:: Provided data ::
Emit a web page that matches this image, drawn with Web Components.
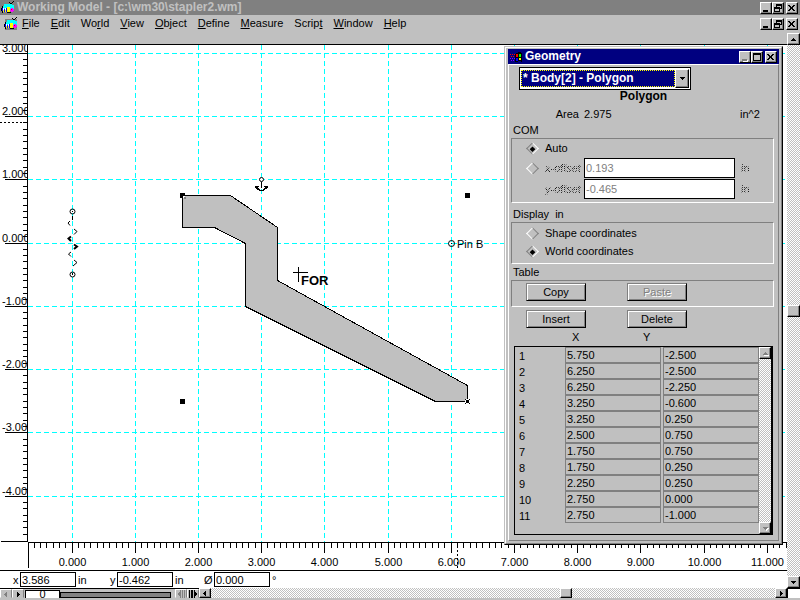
<!DOCTYPE html>
<html lang="en">
<head>
<meta charset="utf-8">
<title>Working Model - [c:\wm30\stapler2.wm]</title>
<style>
html, body {
  height: 100%;
  margin: 0;
}

body {
  --face: #c0c0c0;
  --shade: #808080;
  --navy: #000080;
  --hatch: repeating-conic-gradient(#c0c0c0 0 25%, #fff 0 50%) 0 0 / 2px 2px;
  background: #c0c0c0;
  color: #000;
  font: 11px/16px "Liberation Sans", Arial, sans-serif;
  overflow: hidden;
}
</style>
</head>
<body>
<working-model></working-model>

<script>
const UNIT_X = 63.2;
const UNIT_Y = 63.3;
const ORIGIN = { x: 44, y: 198 };

const VERTICES = [
  [5.75, -2.5], [6.25, -2.5], [6.25, -2.25], [3.25, -0.6],
  [3.25, 0.25], [2.5, 0.75], [1.75, 0.75], [1.75, 0.25],
  [2.25, 0.25], [2.75, 0], [2.75, -1]
];

// world inches to canvas pixels, y pointing up
var toX = x => Math.floor(ORIGIN.x + x * UNIT_X) + .5;
var toY = y => Math.floor(ORIGIN.y - y * UNIT_Y) + .5;

var define = function(name, html, setup) {
  customElements.define(name, class extends HTMLElement {
    constructor() {
      super();
      this.attachShadow({ mode: "open" });
    }
    connectedCallback() {
      this.shadowRoot.innerHTML = html;
      if (setup) setup(this.shadowRoot, this);
    }
  });
};

define("app-icon", `
<style>
:host { display: block; flex: none; width: 14px; height: 14px; }
svg { display: block; }
</style>
<svg width="14" height="14" viewBox="0 0 14 14" shape-rendering="crispEdges" aria-hidden="true">
  <path fill="#808080" d="M1 2h12v11H1z"/>
  <path fill="#0ff" d="M3 3h8v1h2v4H2V5h1z"/>
  <path fill="#000" d="M8 1h1v1H8zM9 2h2v1H9zM12 0h1v1h-1zM11 1h1v1h-1zM1 5h1v2H1zM0 7h1v3H0zM1 10h1v2H1zM6 11h4v1H6z"/>
  <path fill="#00f" d="M1 7h1v3H1zM3 8h1v3H3zM5 7h1v4H5z"/>
  <path fill="#fff" d="M2 7h1v2H2zM4 7h1v2H4z"/>
  <path fill="#ff0" d="M2 9h1v2H2zM4 9h1v2H4zM6 6h3v5H6z"/>
  <path fill="#f0f" d="M10 7h2v1h1v2h-1v1h-2v-1H9V8h1z"/>
  <path fill="#f00" d="M10 8h1v1h-1z"/>
</svg>
`);

define("win-icon", `
<style>
:host { display: block; flex: none; width: 13px; height: 12px; }
svg { display: block; }
</style>
<svg width="13" height="12" viewBox="0 0 13 12" shape-rendering="crispEdges" aria-hidden="true">
  <path fill="#000" d="M5 3h1V2h2V1h3v1h1v9h-1v-1H8v1H5z"/>
  <path fill="#f00" d="M0 3h1v1H0zM2 3h1v1H2zM4 3h1v1H4zM1 5h1v1H1zM3 5h1v1H3zM6 3h2v3H6z"/>
  <path fill="#0f0" d="M9 3h2v3H9z"/>
  <path fill="#80f" d="M0 7h1v1H0zM2 7h1v1H2zM4 7h1v1H4zM1 9h1v1H1zM3 9h1v1H3z"/>
  <path fill="#00f" d="M6 7h2v3H6z"/>
  <path fill="#ff0" d="M9 7h2v2H9z"/>
</svg>
`);

const GLYPHS = {
  min: `<path d="M2 7h5v2H2z"/>`,
  max: `<path fill-rule="evenodd" d="M1 1h8v8H1zM2 3h6v5H2z"/>`,
  restore: `<path fill-rule="evenodd" d="M3 1h6v5H7v3H1V4h2zM4 3v1h3v1h1V3zM2 6h4v2H2z"/>`,
  close: `<path d="M1 2h2v1h1v1h1V3h1V2h2v1H7v1H6v1H5h1v1h1v1h1v1H6V7H5V6H4v1H3v1H1V7h1V6h1V5H3V4H2V3H1z"/>`
};

define("window-buttons", `
<style>
:host { display: flex; flex: none; }
button {
  box-sizing: border-box;
  width: 12px;
  height: 12px;
  padding: 0;
  border: 1px solid;
  border-color: #fff #000 #000 #fff;
  background: var(--face);
  box-shadow: inset -1px -1px var(--shade);
}
button:last-child { margin-left: 2px; }
svg { display: block; fill: #000; }
button:disabled svg { fill: var(--shade); filter: drop-shadow(1px 1px #fff); }
</style>
`, function(root, host) {
  (host.getAttribute("kinds") || "min restore close").split(" ").forEach(function(kind) {
    var button = document.createElement("button");
    button.setAttribute("aria-label", kind);
    button.disabled = kind == "min" && host.hasAttribute("no-min");
    button.innerHTML = `<svg width="10" height="10" viewBox="0 0 10 10" shape-rendering="crispEdges">${GLYPHS[kind]}</svg>`;
    root.append(button);
  });
});

define("title-bar", `
<style>
:host {
  display: flex;
  align-items: center;
  gap: 2px;
  height: 15px;
  padding-right: 2px;
  background: var(--bar, var(--shade));
  color: var(--bar-text, var(--face));
  font: bold 12px/15px "Liberation Sans", Arial, sans-serif;
}
.title { flex: 1; white-space: nowrap; }
</style>
<slot name="icon"></slot>
<span class="title"><slot></slot></span>
<slot name="buttons"></slot>
`);

define("menu-bar", `
<style>
:host { display: flex; align-items: center; height: 18px; padding: 0 2px 0 4px; background: var(--face); }
nav { display: flex; flex: 1; padding-bottom: 2px; }
button {
  border: 0;
  padding: 0 6px 0 5px;
  background: none;
  color: inherit;
  font: inherit;
}
app-icon { margin-right: -1px; }
</style>
<app-icon></app-icon>
<nav>
  <button><u>F</u>ile</button>
  <button><u>E</u>dit</button>
  <button>Wo<u>r</u>ld</button>
  <button><u>V</u>iew</button>
  <button><u>O</u>bject</button>
  <button><u>D</u>efine</button>
  <button><u>M</u>easure</button>
  <button>Scrip<u>t</u></button>
  <button><u>W</u>indow</button>
  <button><u>H</u>elp</button>
</nav>
<window-buttons></window-buttons>
`);

const ARROWS = {
  up: "M4 3h1v1h1v1h1v1H2V5h1V4h1z",
  down: "M2 3h5v1H6v1H5v1H4V5H3V4H2z",
  left: "M5 2v5H4V6H3V5H2V4h1V3h1V2z",
  right: "M3 2h1v1h1v1h1v1H5v1H4v1H3z"
};

var arrow = (way) => `<svg width="9" height="9" viewBox="0 0 9 9" shape-rendering="crispEdges" aria-hidden="true"><path d="${ARROWS[way]}"/></svg>`;

define("scroll-bar", `
<style>
:host { display: flex; flex-direction: column; width: 13px; background: var(--hatch); --before: 1; --after: 1; }
:host([horizontal]) { flex-direction: row; width: auto; height: 10px; }
button, .thumb {
  flex: none;
  box-sizing: border-box;
  width: 100%;
  height: 12px;
  padding: 0;
  border: 1px solid;
  border-color: #fff #000 #000 #fff;
  background: var(--face);
  box-shadow: inset -1px -1px var(--shade);
  display: grid;
  place-items: center;
  overflow: hidden;
}
:host([horizontal]) button, :host([horizontal]) .thumb { width: 12px; height: 100%; }
:host([idle]) svg { fill: var(--shade); filter: drop-shadow(1px 1px #fff); }
.before { flex: var(--before); }
.after { flex: var(--after); }
:host([idle]) .thumb { display: none; }
</style>
`, function(root, host) {
  var ways = host.hasAttribute("horizontal") ? ["left", "right"] : ["up", "down"];
  root.innerHTML += `
    <button aria-label="Scroll ${ways[0]}">${arrow(ways[0])}</button>
    <span class="before"></span><span class="thumb"></span><span class="after"></span>
    <button aria-label="Scroll ${ways[1]}">${arrow(ways[1])}</button>
  `;
});

define("axis-ruler", `
<style>
:host { display: block; overflow: hidden; }
svg { display: block; width: 100%; height: 100%; }
line { stroke: #000; shape-rendering: crispEdges; }
.cursor { stroke-dasharray: 2 2; }
</style>
<svg></svg>
`, function(root, host) {
  var svg = root.querySelector("svg");
  var vertical = host.getAttribute("axis") == "y";
  var out = "";
  var line = (x1, y1, x2, y2, c = "") => out += `<line class="${c}" x1="${x1}" y1="${y1}" x2="${x2}" y2="${y2}"/>`;
  if (vertical) {
    for (var i = -46; i <= 30; i++) {
      var y = toY(i / 10);
      var major = i % 10 == 0;
      line(major ? 5 : 23, y, 27, y);
      if (major) out += `<text x="2" y="${y - 2}">${(i / 10).toFixed(3)}</text>`;
    }
    line(27.5, 0, 27.5, 497);
    line(1, 496.5, 28, 496.5);
    line(0, 77.5, 27, 77.5, "cursor");
  } else {
    for (var i = -6; i <= 117; i++) {
      var x = toX(i / 10);
      var major = i % 10 == 0;
      line(x, 0, x, major ? 11 : 6);
      if (major) out += `<text x="${x}" y="24" text-anchor="middle">${(i / 10).toFixed(3)}</text>`;
    }
    line(0, .5, 4000, .5);
    line(.5, 0, .5, 26);
    line(429.5, 0, 429.5, 26, "cursor");
  }
  svg.innerHTML = out;
});

define("model-canvas", `
<style>
:host { display: block; overflow: hidden; }
svg { display: block; width: 100%; height: 100%; }
.grid { stroke: #0ff; stroke-dasharray: 5 3; shape-rendering: crispEdges; }
.body { fill: #c0c0c0; stroke: #000; shape-rendering: crispEdges; }
.mark { fill: none; stroke: #000; }
.ring { fill: #fff; stroke: #000; }
.crisp { shape-rendering: crispEdges; }
.for { font: bold 13px "Liberation Sans", Arial, sans-serif; }
</style>
<svg></svg>
`, function(root) {
  var out = "";
  for (var i = 0; i <= 30; i++) {
    out += `<line class="grid" x1="${toX(i)}" y1="0" x2="${toX(i)}" y2="497"/>`;
  }
  for (var i = -4; i <= 3; i++) {
    out += `<line class="grid" x1="0" y1="${toY(i)}" x2="4000" y2="${toY(i)}"/>`;
  }
  var points = VERTICES.map(([x, y]) => `${toX(x)},${toY(y)}`).join(" ");
  out += `
    <polygon class="body" points="${points}"/>
    <g class="crisp">
      <path d="M152 148h5v5h-5zM437 148h5v5h-5zM152 354h5v5h-5z"/>
      <path fill="#fff" d="M155 151h2v2h-2zM437 354h5v5h-5z"/>
      <path fill="#808080" d="M156 152h2v2h-2z"/>
      <path d="M438 355h3v3h-3zM437 354h1v1h-1zM441 354h1v1h-1zM437 358h1v1h-1zM441 358h1v1h-1z"/>
      <path class="mark" d="M265 227.5h15M270.5 222v15"/>
    </g>
    <!-- anchor -->
    <circle class="ring" cx="233.5" cy="134.5" r="2"/>
    <path d="M233 137h1v6h-1zM227 141h4v1h-1v1h-1v1h-1v-1h-1zM240 141h-4v1h1v1h1v1h1v-1h1zM229 143h2v1h1v1h3v-1h1v-1h2v1h-1v1h-1v1h-5v-1h-2z"/>
    <!-- spring -->
    <circle class="mark" cx="44.5" cy="166.5" r="2.5"/>
    <circle class="mark" cx="44.5" cy="229.5" r="2.5"/>
    <path class="crisp" d="M44 166h1v1h-1zM44 228h1v2h-1z"/>
    <path class="mark" d="M44.5 171v4M42 176l-2 2 2 2.5M46 184l3 2.5-3 3M43 207l-2.5 2 2.5 2.5M46 215l3 2.5-4 3.5"/>
    <path class="mark" stroke-width="2" d="M43 191.5l-2.5 2 2.5 2.5M46 199.5l3 2-3 2.5"/>
    <!-- pin -->
    <circle class="mark" cx="423.5" cy="198.5" r="3"/>
    <path class="crisp" d="M423 198h1v1h-1z"/>
    <text x="429" y="203">Pin B</text>
    <text class="for" x="273" y="240">FOR</text>
  `;
  root.querySelector("svg").innerHTML = out;
});

define("group-box", `
<style>
:host { display: block; }
.caption { padding-left: 2px; }
.frame {
  border: 1px solid;
  border-color: var(--shade) #fff #fff var(--shade);
}
</style>
<div class="caption"><slot name="caption"></slot></div>
<div class="frame"><slot></slot></div>
`);

define("push-button", `
<style>
:host { display: block; }
button {
  display: block;
  box-sizing: border-box;
  width: 100%;
  height: 18px;
  padding: 0;
  border: 1px solid;
  border-color: var(--shade) #000 #000 var(--shade);
  background: var(--face);
  box-shadow: inset 1px 1px #fff, inset -1px -1px var(--shade);
  color: #000;
  font: inherit;
  line-height: 16px;
}
button:disabled { color: var(--shade); text-shadow: 1px 1px #fff; }
</style>
<button><slot></slot></button>
`, function(root, host) {
  root.querySelector("button").disabled = host.hasAttribute("disabled");
});

define("vertex-table", `
<style>
:host { display: block; }
.heads, tr { display: grid; grid-template-columns: 48px 1fr 1fr; column-gap: 2px; }
.heads { padding: 0 14px 0 1px; line-height: 18px; }
.heads span { padding-left: 7px; }
.heads .y { padding-left: 0; text-indent: -20px; }
.frame {
  display: flex;
  border: 1px solid #000;
  border-right-width: 2px;
}
scroll-bar { width: 12px; }
table { flex: 1; border-spacing: 0; padding-bottom: 11px; display: block; }
tbody { display: block; }
th, td { display: block; box-sizing: border-box; height: 16px; padding: 0; text-align: left; }
th { padding-left: 4px; font-weight: normal; line-height: 18px; }
td {
  border: 1px solid var(--shade);
  padding-left: 1px;
  line-height: 15px;
}
</style>
<div class="heads"><i></i><span>X</span><span class="y">Y</span></div>
<div class="frame">
  <table><tbody></tbody></table>
  <scroll-bar idle></scroll-bar>
</div>
`, function(root) {
  root.querySelector("tbody").innerHTML = VERTICES.map((v, i) => `
    <tr><th scope="row">${i + 1}</th><td>${v[0].toFixed(3)}</td><td>${v[1].toFixed(3)}</td></tr>
  `).join("");
});

define("geometry-panel", `
<style>
:host { display: block; padding: 2px 4px 5px 2px; }
.picker {
  display: flex;
  width: 168px;
  margin-left: 8px;
  padding: 1px;
  border: 1px solid #000;
  background: #fff;
}
select {
  appearance: none;
  flex: 1;
  height: 17px;
  margin: 1px 0;
  padding: 0 0 0 1px;
  border: 1px dotted #ff0;
  border-radius: 0;
  background: var(--navy);
  color: #fff;
  font: bold 12px/15px "Liberation Sans", Arial, sans-serif;
}
.drop {
  display: grid;
  place-items: center;
  width: 12px;
  border: 1px solid;
  border-color: #fff #000 #000 #fff;
  background: var(--face);
  box-shadow: inset -1px -1px var(--shade);
}
h2 { margin: 0 0 2px 2px; text-align: center; font: bold 12px/12px "Liberation Sans", Arial, sans-serif; }
.area { display: grid; grid-template-columns: 68px 1fr 34px; column-gap: 5px; padding: 2px 0 0; }
.area b { font-weight: normal; text-align: right; }
.com { display: grid; grid-template-columns: 33px 39px 1fr 38px; align-items: center; row-gap: 1px; padding: 1px 0 3px; }
.com .auto { grid-column: 2 / -1; line-height: 17px; }
.com .text { grid-column: 2; }
.com label { white-space: nowrap; }
.com .unit { margin-left: 6px; }
.coords { display: grid; grid-template-columns: 33px 1fr; align-items: center; line-height: 18px; padding: 1px 0 3px; }
input[type=text] {
  box-sizing: border-box;
  width: 100%;
  height: 20px;
  padding: 0 1px;
  border: 1px solid #000;
  border-radius: 0;
  background: #fff;
  color: var(--shade);
  font: inherit;
}
input[type=radio] {
  appearance: none;
  box-sizing: border-box;
  width: 9px;
  height: 9px;
  margin: 0 0 0 16px;
  border: 1px solid;
  border-color: var(--shade) var(--shade) #fff #fff;
  transform: rotate(45deg);
  display: grid;
  place-items: center;
}
input[type=radio]:checked { border-color: #fff #fff var(--shade) var(--shade); }
input[type=radio]:checked::before { content: ""; width: 4px; height: 4px; background: #000; }
.off {
  background: repeating-conic-gradient(#000 0 25%, #c0c0c0 0 50%) 0 0 / 2px 2px;
  -webkit-background-clip: text;
  background-clip: text;
  color: transparent;
}
.buttons { display: grid; grid-template-columns: 60px 60px; column-gap: 41px; padding: 2px 0 5px 14px; }
.buttons.second { padding: 3px 0 0 15px; }
vertex-table { margin: 0 1px 0 3px; }
</style>
<div class="picker">
  <select aria-label="Object"><option>* Body[2] - Polygon</option></select>
  <span class="drop">${arrow("down")}</span>
</div>
<h2>Polygon</h2>
<div class="area"><b>Area</b><span>2.975</span><span>in^2</span></div>
<group-box>
  <span slot="caption">COM</span>
  <div class="com">
    <input type="radio" name="com" id="auto" checked><label class="auto" for="auto">Auto</label>
    <input type="radio" name="com" aria-label="Offset" disabled><label class="off" for="xoff">x-offset</label>
    <input type="text" id="xoff" value="0.193" disabled><span class="unit off">in</span>
    <label class="text off" for="yoff">y-offset</label>
    <input type="text" id="yoff" value="-0.465" disabled><span class="unit off">in</span>
  </div>
</group-box>
<group-box style="margin-top: 3px">
  <span slot="caption">Display&nbsp; in</span>
  <div class="coords">
    <input type="radio" name="coords" id="shape"><label for="shape">Shape coordinates</label>
    <input type="radio" name="coords" id="world" checked><label for="world">World coordinates</label>
  </div>
</group-box>
<group-box>
  <span slot="caption">Table</span>
  <div class="buttons"><push-button>Copy</push-button><push-button disabled>Paste</push-button></div>
</group-box>
<div class="buttons second"><push-button>Insert</push-button><push-button>Delete</push-button></div>
<vertex-table></vertex-table>
`);

define("tool-window", `
<style>
:host {
  display: block;
  border: 1px solid;
  border-color: var(--face) #000 #000 var(--face);
  background: var(--face);
}
.edge {
  border: 1px solid;
  border-color: #fff var(--shade) var(--shade) #fff;
  padding: 1px 2px 2px;
}
title-bar { --bar: var(--navy); --bar-text: #fff; padding-left: 2px; }
.client {
  border: 1px solid;
  border-color: #fff var(--shade) var(--shade) #fff;
}
</style>
<div class="edge">
  <title-bar>
    <win-icon slot="icon"></win-icon>
    <slot name="title"></slot>
    <window-buttons slot="buttons" kinds="min max close" no-min></window-buttons>
  </title-bar>
  <div class="client"><slot></slot></div>
</div>
`);

define("coord-bar", `
<style>
:host { display: flex; align-items: center; height: 17px; padding-left: 13px; background: #fff; }
.field { display: grid; grid-template-columns: 7px 58px auto; align-items: center; width: 97px; }
input {
  box-sizing: border-box;
  width: 56px;
  height: 15px;
  padding: 0 1px;
  border: 1px solid #000;
  border-radius: 0;
  background: #fff;
  font: inherit;
}
.turn { grid-template-columns: 10px 58px auto; margin-left: -3px; }
</style>
<div class="field"><label for="x">x</label><input id="x" value="3.586"><span>in</span></div>
<div class="field"><label for="y">y</label><input id="y" value="-0.462"><span>in</span></div>
<div class="field turn"><label for="turn">Ø</label><input id="turn" value="0.000"><span>°</span></div>
`);

define("tape-player", `
<style>
:host { display: flex; width: 199px; box-sizing: border-box; border-top: 1px solid #000; background: var(--face); overflow: hidden; }
button {
  flex: none;
  box-sizing: border-box;
  width: 12px;
  padding: 0;
  border: 1px solid;
  border-color: #fff var(--shade) var(--face) #fff;
  background: var(--face);
  display: grid;
  place-items: center;
}
button:disabled svg { fill: var(--shade); }
.frame {
  box-sizing: border-box;
  width: 35px;
  margin: 1px 0 0 1px;
  border: 1px solid #000;
  border-bottom: 0;
  background: #fff;
  line-height: 7px;
  text-align: center;
}
.bar { flex: 1; height: 4px; margin: 3px 4px 0 0; border: 1px solid #000; background: var(--shade); }
</style>
<button aria-label="Step back" disabled>${arrow("left")}</button>
<button aria-label="Play">${arrow("right")}</button>
<span class="frame">0</span>
<span class="bar"></span>
<button aria-label="Previous frame" disabled>
  <svg width="9" height="8" shape-rendering="crispEdges"><path d="M4 0v8H3V6H2V5H1V3h1V2h1V0zM5 0h1v8H5zM7 0h1v8H7z"/></svg>
</button>
<button aria-label="Next frame">
  <svg width="9" height="8" shape-rendering="crispEdges"><path d="M0 0h1v8H0zM2 0h2v8H2zM5 0h1v2h1v1h1v2H7v1H6v2H5z"/></svg>
</button>
`);

define("working-model", `
<style>
:host { display: flex; flex-direction: column; height: 100vh; }
app-icon[slot] { margin-left: 1px; }
.middle { flex: 1; display: flex; min-height: 0; }
.document { flex: 1; min-width: 0; display: flex; flex-direction: column; }
.strip { height: 11px; border-bottom: 1px solid #000; }
.stage {
  position: relative;
  flex: 1;
  min-height: 0;
  display: grid;
  grid-template: 1fr 28px / 28px 1fr;
  border-bottom: 1px solid #000;
  background: #fff;
}
.stage [axis=y] { grid-row: 1 / -1; }
tool-window { position: absolute; top: 1px; right: 4px; width: 277px; }
.bottom { display: flex; height: 10px; border-bottom: 2px solid var(--face); }
.bottom scroll-bar { flex: 1; --before: 349; --after: 203; }
.corner { box-sizing: border-box; width: 13px; border: 1px solid #000; border-width: 1px 0 0 1px; background: #fff; }
</style>
<title-bar>
  <app-icon slot="icon"></app-icon>
  Working Model - [c:\\wm30\\stapler2.wm]
  <window-buttons slot="buttons"></window-buttons>
</title-bar>
<menu-bar></menu-bar>
<div class="middle">
  <div class="document">
    <div class="strip"></div>
    <div class="stage">
      <axis-ruler axis="y"></axis-ruler>
      <model-canvas></model-canvas>
      <axis-ruler axis="x"></axis-ruler>
      <tool-window>
        <span slot="title">Geometry</span>
        <geometry-panel></geometry-panel>
      </tool-window>
    </div>
    <coord-bar></coord-bar>
  </div>
  <scroll-bar></scroll-bar>
</div>
<div class="bottom">
  <tape-player></tape-player>
  <scroll-bar horizontal></scroll-bar>
  <div class="corner"></div>
</div>
`);
</script>
</body>
</html>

:: Work to be completed ::
Copy each line of the listing that contains the string "this".

:: Full solution ::
Emit a web page that matches this image, drawn with Web Components.
      this.attachShadow({ mode: "open" });
      this.shadowRoot.innerHTML = html;
      if (setup) setup(this.shadowRoot, this);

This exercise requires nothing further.